Creative, spontaneous, and performative approaches to activism, on the other hand, frequently fail to maintain momentum, even if they are briefly spectacular (vide 1968 in many places around the world, or, in the context of anti-apartheid in Britain, the petering out of the mass “direct action”-focused approach of Peter Hain’s “Stop the Seventy Tour” campaign in 1969-70, and the inability of Hain and other STST/Young Liberal leaders to direct the new anti-apartheid energy they had generated at new targets after the Springbok tour had ended). The non-stop picket is perhaps an example of an unusually-sustained protest of this type.
The idea of these approaches as opposite ends of a spectrum is clearly not quite right, as they are not necessarily mutually exclusive, and presumably most campaigns contain elements of both, even if one approach is dominant or receives greater emphasis. Perhaps some of the most successful campaigns are those that have been able to combine the two approaches, and I wonder if the UDF in South Africa in the 1980s might be one of the best examples of this.
My dad was a card carrying C.L.A.A.G member and was involved in demonstrations outside the embassy. He would send us photographs and cassette tapes hidden inside the paddings of other things as it would have been illegal to receive such things in South Africa at the time. We learnt all their songs and sang them with gusto 🙂 He had the highest opinion of Norma Kitson, Vannessa Redgrave and the rest.

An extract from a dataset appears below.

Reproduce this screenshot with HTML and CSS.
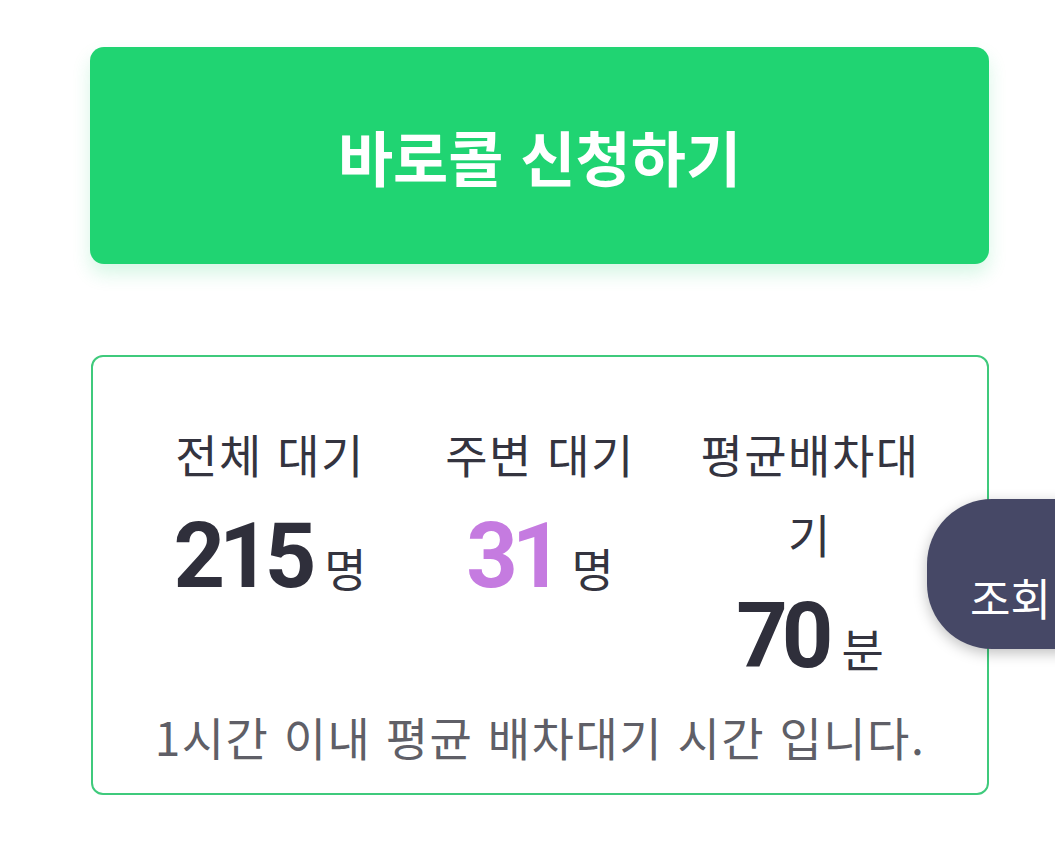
FILE: index.html
```html
<!DOCTYPE html>
<html lang="ko">
<head>
<meta charset="utf-8">
<title>바로콜</title>
<link rel="stylesheet" href="styles.css">
</head>
<body>
<main class="page">
  <button class="call-btn" type="button">바로콜 신청하기</button>
  <section class="stats">
    <div class="stats-row">
      <div class="stat">
        <div class="stat-label">전체 대기</div>
        <div class="stat-value"><span class="num">215</span><span class="unit">명</span></div>
      </div>
      <div class="stat">
        <div class="stat-label">주변 대기</div>
        <div class="stat-value"><span class="num num-accent">31</span><span class="unit">명</span></div>
      </div>
      <div class="stat">
        <div class="stat-label">평균배차대기</div>
        <div class="stat-value"><span class="num">70</span><span class="unit">분</span></div>
      </div>
    </div>
    <p class="stats-note">1시간 이내 평균 배차대기 시간 입니다.</p>
  </section>
</main>
<div class="float-tab">조회</div>
</body>
</html>
```
FILE: styles.css
```css
html, body {
  margin: 0;
  padding: 0;
  background: #ffffff;
}
body {
  font-family: "Noto Sans CJK KR", "Noto Sans", sans-serif;
  width: 1055px;
  height: 851px;
  overflow: hidden;
  position: relative;
}
.page {
  padding-top: 47px;
  margin-left: 90px;
  width: 899px;
}
.call-btn {
  display: block;
  width: 100%;
  height: 217px;
  border: none;
  border-radius: 14px;
  background: #20d472;
  color: #ffffff;
  font-family: "Noto Sans CJK KR", sans-serif;
  font-weight: 700;
  font-size: 60px;
  letter-spacing: 0;
  box-shadow: 0 10px 18px rgba(32, 212, 114, 0.18);
  padding: 0;
}
.stats {
  margin-top: 91px;
  margin-left: 1px;
  border: 2px solid #3fca7c;
  border-radius: 12px;
  height: 440px;
  box-sizing: border-box;
  width: 898px;
  padding-top: 56px;
}
.stats-row {
  display: flex;
  justify-content: center;
  align-items: flex-start;
  gap: 20px;
}
.stat {
  width: 250px;
  text-align: center;
}
.stat-label {
  font-size: 46px;
  line-height: 80px;
  color: #34343f;
  word-break: break-all;
  letter-spacing: 1.5px;
}
.stat-value {
  display: flex;
  justify-content: center;
  align-items: baseline;
  line-height: 128px;
  height: 128px;
}
.num {
  font-family: Roboto, "Liberation Sans", sans-serif;
  font-weight: 700;
  font-size: 90px;
  letter-spacing: -6px;
  color: #2f2f3b;
  margin-right: 14px;
}
.num-accent {
  color: #c57be0;
}
.unit {
  font-size: 46px;
  color: #34343f;
}
.stats-note {
  margin: 5px 0 0;
  text-align: center;
  font-size: 46px;
  line-height: 60px;
  color: #5f5f67;
  letter-spacing: 1.5px;
}
.float-tab {
  position: absolute;
  left: 927px;
  top: 499px;
  width: 200px;
  height: 150px;
  border-radius: 65px 0 0 65px;
  background: #464866;
  color: #ffffff;
  font-size: 44px;
  box-sizing: border-box;
  padding-left: 43px;
  padding-top: 68px;
  line-height: 60px;
  box-shadow: 0 4px 14px rgba(0, 0, 0, 0.25);
}
```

Just until Nelson Mandela is free!
We’re on a non-stop picket of the Embassy!
We are here until Mandela’s free on a non-stop picket of the Embassy.
And we call on each and everyone, to lend a helping hand, ’til they release the man.
Rolihlahla Mandela, the Freedom Fighters are inspired by you
Rolihlahla Mandela, you are a hero to us through and through
I humbly ask for prayers for Madiba to be released from the shackles of his Earthly prison and take the long walk into God’s light. He has given us the best years of his life, it’s time he was truly free.